Stored data |
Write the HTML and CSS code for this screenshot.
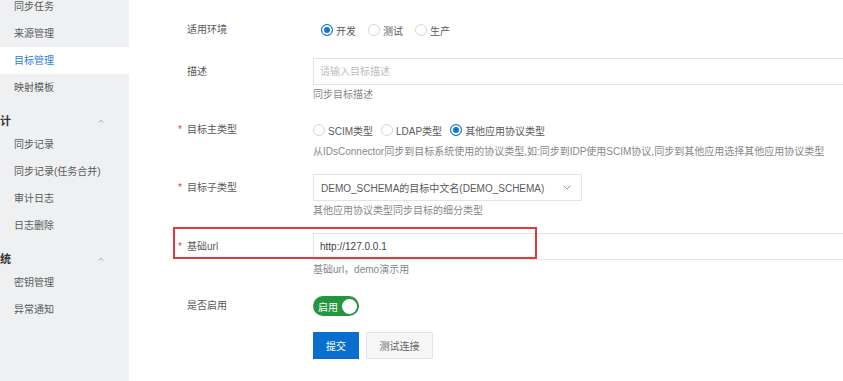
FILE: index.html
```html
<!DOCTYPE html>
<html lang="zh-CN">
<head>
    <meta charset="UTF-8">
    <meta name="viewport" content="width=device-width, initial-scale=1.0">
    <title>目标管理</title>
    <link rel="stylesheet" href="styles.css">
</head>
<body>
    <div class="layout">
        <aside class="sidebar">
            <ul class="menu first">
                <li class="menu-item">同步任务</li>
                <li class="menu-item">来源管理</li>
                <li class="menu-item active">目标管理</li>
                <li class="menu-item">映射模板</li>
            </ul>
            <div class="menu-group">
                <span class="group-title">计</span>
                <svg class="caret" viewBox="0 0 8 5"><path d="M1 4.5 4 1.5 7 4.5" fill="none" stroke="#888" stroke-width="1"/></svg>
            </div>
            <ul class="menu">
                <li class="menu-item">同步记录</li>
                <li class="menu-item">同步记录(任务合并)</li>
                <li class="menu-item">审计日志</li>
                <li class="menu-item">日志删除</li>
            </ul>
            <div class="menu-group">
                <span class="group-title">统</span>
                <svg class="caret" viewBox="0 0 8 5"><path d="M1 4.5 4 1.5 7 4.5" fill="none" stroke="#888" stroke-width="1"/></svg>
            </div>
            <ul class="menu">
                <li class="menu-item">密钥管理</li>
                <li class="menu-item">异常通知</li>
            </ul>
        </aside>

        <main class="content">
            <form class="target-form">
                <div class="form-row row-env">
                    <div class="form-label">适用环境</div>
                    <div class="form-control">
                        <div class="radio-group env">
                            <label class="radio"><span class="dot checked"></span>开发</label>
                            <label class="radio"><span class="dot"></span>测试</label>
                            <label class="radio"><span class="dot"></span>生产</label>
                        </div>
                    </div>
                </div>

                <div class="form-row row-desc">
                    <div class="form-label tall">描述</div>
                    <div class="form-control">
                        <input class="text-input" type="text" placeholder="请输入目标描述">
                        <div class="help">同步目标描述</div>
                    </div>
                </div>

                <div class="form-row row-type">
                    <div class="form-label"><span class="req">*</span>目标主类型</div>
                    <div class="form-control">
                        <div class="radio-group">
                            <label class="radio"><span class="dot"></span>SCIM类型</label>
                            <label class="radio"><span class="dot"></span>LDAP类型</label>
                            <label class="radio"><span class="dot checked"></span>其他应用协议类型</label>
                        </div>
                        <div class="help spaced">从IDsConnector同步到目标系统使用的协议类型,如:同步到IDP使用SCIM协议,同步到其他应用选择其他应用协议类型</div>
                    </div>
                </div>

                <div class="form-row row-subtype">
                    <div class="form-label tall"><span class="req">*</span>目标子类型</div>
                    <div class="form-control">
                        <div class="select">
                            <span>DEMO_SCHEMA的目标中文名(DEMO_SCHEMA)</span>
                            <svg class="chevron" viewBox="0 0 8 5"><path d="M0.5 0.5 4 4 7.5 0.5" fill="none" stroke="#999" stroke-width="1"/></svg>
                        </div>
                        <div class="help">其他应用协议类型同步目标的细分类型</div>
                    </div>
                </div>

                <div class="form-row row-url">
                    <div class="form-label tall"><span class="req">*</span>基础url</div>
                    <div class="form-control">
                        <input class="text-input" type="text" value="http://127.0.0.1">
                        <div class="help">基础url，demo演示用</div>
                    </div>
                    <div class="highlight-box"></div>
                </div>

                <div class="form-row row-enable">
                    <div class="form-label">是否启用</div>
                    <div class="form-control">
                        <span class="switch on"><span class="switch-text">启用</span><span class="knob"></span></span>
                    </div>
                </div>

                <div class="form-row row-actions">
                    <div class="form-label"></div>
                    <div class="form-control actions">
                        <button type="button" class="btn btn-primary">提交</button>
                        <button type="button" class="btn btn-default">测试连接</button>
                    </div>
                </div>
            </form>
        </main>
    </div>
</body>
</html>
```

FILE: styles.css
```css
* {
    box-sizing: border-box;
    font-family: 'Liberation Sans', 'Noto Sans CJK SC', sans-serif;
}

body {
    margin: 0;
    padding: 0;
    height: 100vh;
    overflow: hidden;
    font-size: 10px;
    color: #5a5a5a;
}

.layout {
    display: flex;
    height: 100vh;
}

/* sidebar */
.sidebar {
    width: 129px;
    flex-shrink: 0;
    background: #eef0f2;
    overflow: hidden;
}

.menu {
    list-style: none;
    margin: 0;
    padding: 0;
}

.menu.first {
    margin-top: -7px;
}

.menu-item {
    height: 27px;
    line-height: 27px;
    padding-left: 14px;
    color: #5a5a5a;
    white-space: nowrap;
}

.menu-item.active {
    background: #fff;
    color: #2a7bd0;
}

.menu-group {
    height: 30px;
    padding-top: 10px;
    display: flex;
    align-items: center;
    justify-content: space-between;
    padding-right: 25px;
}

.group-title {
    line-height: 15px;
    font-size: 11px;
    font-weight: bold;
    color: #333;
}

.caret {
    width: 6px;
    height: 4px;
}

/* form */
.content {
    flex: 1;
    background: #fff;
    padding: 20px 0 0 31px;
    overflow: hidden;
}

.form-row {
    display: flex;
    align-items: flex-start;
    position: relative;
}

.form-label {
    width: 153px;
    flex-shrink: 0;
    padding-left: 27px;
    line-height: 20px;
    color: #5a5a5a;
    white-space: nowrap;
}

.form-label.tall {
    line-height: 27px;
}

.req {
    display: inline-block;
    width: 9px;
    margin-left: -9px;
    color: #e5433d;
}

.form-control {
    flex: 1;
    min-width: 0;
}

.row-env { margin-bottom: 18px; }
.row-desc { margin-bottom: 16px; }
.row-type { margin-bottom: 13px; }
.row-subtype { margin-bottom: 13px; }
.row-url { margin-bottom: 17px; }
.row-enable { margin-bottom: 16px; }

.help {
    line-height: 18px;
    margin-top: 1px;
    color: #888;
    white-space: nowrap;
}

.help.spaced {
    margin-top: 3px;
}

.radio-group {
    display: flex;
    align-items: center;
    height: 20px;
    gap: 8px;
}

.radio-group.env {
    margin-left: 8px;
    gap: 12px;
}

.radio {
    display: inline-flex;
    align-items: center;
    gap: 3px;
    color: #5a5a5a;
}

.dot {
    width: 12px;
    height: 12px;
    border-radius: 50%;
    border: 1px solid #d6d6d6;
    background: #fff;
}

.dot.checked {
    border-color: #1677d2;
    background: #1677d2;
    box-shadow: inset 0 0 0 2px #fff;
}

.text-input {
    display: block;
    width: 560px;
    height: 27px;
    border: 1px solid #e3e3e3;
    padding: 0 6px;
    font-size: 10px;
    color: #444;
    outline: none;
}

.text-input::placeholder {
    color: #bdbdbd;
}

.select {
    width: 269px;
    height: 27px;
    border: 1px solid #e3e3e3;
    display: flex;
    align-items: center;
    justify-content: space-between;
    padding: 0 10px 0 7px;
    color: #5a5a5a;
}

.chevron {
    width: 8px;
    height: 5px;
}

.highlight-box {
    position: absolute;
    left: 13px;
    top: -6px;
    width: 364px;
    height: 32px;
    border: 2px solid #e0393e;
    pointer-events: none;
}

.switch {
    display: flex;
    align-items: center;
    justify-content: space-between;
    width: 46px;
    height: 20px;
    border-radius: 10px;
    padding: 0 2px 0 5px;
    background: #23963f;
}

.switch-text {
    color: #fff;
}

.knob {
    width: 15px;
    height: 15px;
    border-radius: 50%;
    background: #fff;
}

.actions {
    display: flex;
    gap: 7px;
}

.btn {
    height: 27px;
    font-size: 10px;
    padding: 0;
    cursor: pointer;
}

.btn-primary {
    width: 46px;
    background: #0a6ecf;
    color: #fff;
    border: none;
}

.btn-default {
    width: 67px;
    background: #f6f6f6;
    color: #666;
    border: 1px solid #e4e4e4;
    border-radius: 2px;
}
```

Required work |
The data should be printed again unchanged; leave its pictures out.

The output |
Write the HTML and CSS code for this screenshot.
FILE: index.html
```html
<!DOCTYPE html>
<html lang="zh-CN">
<head>
    <meta charset="UTF-8">
    <meta name="viewport" content="width=device-width, initial-scale=1.0">
    <title>目标管理</title>
    <link rel="stylesheet" href="styles.css">
</head>
<body>
    <div class="layout">
        <aside class="sidebar">
            <ul class="menu first">
                <li class="menu-item">同步任务</li>
                <li class="menu-item">来源管理</li>
                <li class="menu-item active">目标管理</li>
                <li class="menu-item">映射模板</li>
            </ul>
            <div class="menu-group">
                <span class="group-title">计</span>
                <svg class="caret" viewBox="0 0 8 5"><path d="M1 4.5 4 1.5 7 4.5" fill="none" stroke="#888" stroke-width="1"/></svg>
            </div>
            <ul class="menu">
                <li class="menu-item">同步记录</li>
                <li class="menu-item">同步记录(任务合并)</li>
                <li class="menu-item">审计日志</li>
                <li class="menu-item">日志删除</li>
            </ul>
            <div class="menu-group">
                <span class="group-title">统</span>
                <svg class="caret" viewBox="0 0 8 5"><path d="M1 4.5 4 1.5 7 4.5" fill="none" stroke="#888" stroke-width="1"/></svg>
            </div>
            <ul class="menu">
                <li class="menu-item">密钥管理</li>
                <li class="menu-item">异常通知</li>
            </ul>
        </aside>

        <main class="content">
            <form class="target-form">
                <div class="form-row row-env">
                    <div class="form-label">适用环境</div>
                    <div class="form-control">
                        <div class="radio-group env">
                            <label class="radio"><span class="dot checked"></span>开发</label>
                            <label class="radio"><span class="dot"></span>测试</label>
                            <label class="radio"><span class="dot"></span>生产</label>
                        </div>
                    </div>
                </div>

                <div class="form-row row-desc">
                    <div class="form-label tall">描述</div>
                    <div class="form-control">
                        <input class="text-input" type="text" placeholder="请输入目标描述">
                        <div class="help">同步目标描述</div>
                    </div>
                </div>

                <div class="form-row row-type">
                    <div class="form-label"><span class="req">*</span>目标主类型</div>
                    <div class="form-control">
                        <div class="radio-group">
                            <label class="radio"><span class="dot"></span>SCIM类型</label>
                            <label class="radio"><span class="dot"></span>LDAP类型</label>
                            <label class="radio"><span class="dot checked"></span>其他应用协议类型</label>
                        </div>
                        <div class="help spaced">从IDsConnector同步到目标系统使用的协议类型,如:同步到IDP使用SCIM协议,同步到其他应用选择其他应用协议类型</div>
                    </div>
                </div>

                <div class="form-row row-subtype">
                    <div class="form-label tall"><span class="req">*</span>目标子类型</div>
                    <div class="form-control">
                        <div class="select">
                            <span>DEMO_SCHEMA的目标中文名(DEMO_SCHEMA)</span>
                            <svg class="chevron" viewBox="0 0 8 5"><path d="M0.5 0.5 4 4 7.5 0.5" fill="none" stroke="#999" stroke-width="1"/></svg>
                        </div>
                        <div class="help">其他应用协议类型同步目标的细分类型</div>
                    </div>
                </div>

                <div class="form-row row-url">
                    <div class="form-label tall"><span class="req">*</span>基础url</div>
                    <div class="form-control">
                        <input class="text-input" type="text" value="http://127.0.0.1">
                        <div class="help">基础url，demo演示用</div>
                    </div>
                    <div class="highlight-box"></div>
                </div>

                <div class="form-row row-enable">
                    <div class="form-label">是否启用</div>
                    <div class="form-control">
                        <span class="switch on"><span class="switch-text">启用</span><span class="knob"></span></span>
                    </div>
                </div>

                <div class="form-row row-actions">
                    <div class="form-label"></div>
                    <div class="form-control actions">
                        <button type="button" class="btn btn-primary">提交</button>
                        <button type="button" class="btn btn-default">测试连接</button>
                    </div>
                </div>
            </form>
        </main>
    </div>
</body>
</html>
```

FILE: styles.css
```css
* {
    box-sizing: border-box;
    font-family: 'Liberation Sans', 'Noto Sans CJK SC', sans-serif;
}

body {
    margin: 0;
    padding: 0;
    height: 100vh;
    overflow: hidden;
    font-size: 10px;
    color: #5a5a5a;
}

.layout {
    display: flex;
    height: 100vh;
}

/* sidebar */
.sidebar {
    width: 129px;
    flex-shrink: 0;
    background: #eef0f2;
    overflow: hidden;
}

.menu {
    list-style: none;
    margin: 0;
    padding: 0;
}

.menu.first {
    margin-top: -7px;
}

.menu-item {
    height: 27px;
    line-height: 27px;
    padding-left: 14px;
    color: #5a5a5a;
    white-space: nowrap;
}

.menu-item.active {
    background: #fff;
    color: #2a7bd0;
}

.menu-group {
    height: 30px;
    padding-top: 10px;
    display: flex;
    align-items: center;
    justify-content: space-between;
    padding-right: 25px;
}

.group-title {
    line-height: 15px;
    font-size: 11px;
    font-weight: bold;
    color: #333;
}

.caret {
    width: 6px;
    height: 4px;
}

/* form */
.content {
    flex: 1;
    background: #fff;
    padding: 20px 0 0 31px;
    overflow: hidden;
}

.form-row {
    display: flex;
    align-items: flex-start;
    position: relative;
}

.form-label {
    width: 153px;
    flex-shrink: 0;
    padding-left: 27px;
    line-height: 20px;
    color: #5a5a5a;
    white-space: nowrap;
}

.form-label.tall {
    line-height: 27px;
}

.req {
    display: inline-block;
    width: 9px;
    margin-left: -9px;
    color: #e5433d;
}

.form-control {
    flex: 1;
    min-width: 0;
}

.row-env { margin-bottom: 18px; }
.row-desc { margin-bottom: 16px; }
.row-type { margin-bottom: 13px; }
.row-subtype { margin-bottom: 13px; }
.row-url { margin-bottom: 17px; }
.row-enable { margin-bottom: 16px; }

.help {
    line-height: 18px;
    margin-top: 1px;
    color: #888;
    white-space: nowrap;
}

.help.spaced {
    margin-top: 3px;
}

.radio-group {
    display: flex;
    align-items: center;
    height: 20px;
    gap: 8px;
}

.radio-group.env {
    margin-left: 8px;
    gap: 12px;
}

.radio {
    display: inline-flex;
    align-items: center;
    gap: 3px;
    color: #5a5a5a;
}

.dot {
    width: 12px;
    height: 12px;
    border-radius: 50%;
    border: 1px solid #d6d6d6;
    background: #fff;
}

.dot.checked {
    border-color: #1677d2;
    background: #1677d2;
    box-shadow: inset 0 0 0 2px #fff;
}

.text-input {
    display: block;
    width: 560px;
    height: 27px;
    border: 1px solid #e3e3e3;
    padding: 0 6px;
    font-size: 10px;
    color: #444;
    outline: none;
}

.text-input::placeholder {
    color: #bdbdbd;
}

.select {
    width: 269px;
    height: 27px;
    border: 1px solid #e3e3e3;
    display: flex;
    align-items: center;
    justify-content: space-between;
    padding: 0 10px 0 7px;
    color: #5a5a5a;
}

.chevron {
    width: 8px;
    height: 5px;
}

.highlight-box {
    position: absolute;
    left: 13px;
    top: -6px;
    width: 364px;
    height: 32px;
    border: 2px solid #e0393e;
    pointer-events: none;
}

.switch {
    display: flex;
    align-items: center;
    justify-content: space-between;
    width: 46px;
    height: 20px;
    border-radius: 10px;
    padding: 0 2px 0 5px;
    background: #23963f;
}

.switch-text {
    color: #fff;
}

.knob {
    width: 15px;
    height: 15px;
    border-radius: 50%;
    background: #fff;
}

.actions {
    display: flex;
    gap: 7px;
}

.btn {
    height: 27px;
    font-size: 10px;
    padding: 0;
    cursor: pointer;
}

.btn-primary {
    width: 46px;
    background: #0a6ecf;
    color: #fff;
    border: none;
}

.btn-default {
    width: 67px;
    background: #f6f6f6;
    color: #666;
    border: 1px solid #e4e4e4;
    border-radius: 2px;
}
```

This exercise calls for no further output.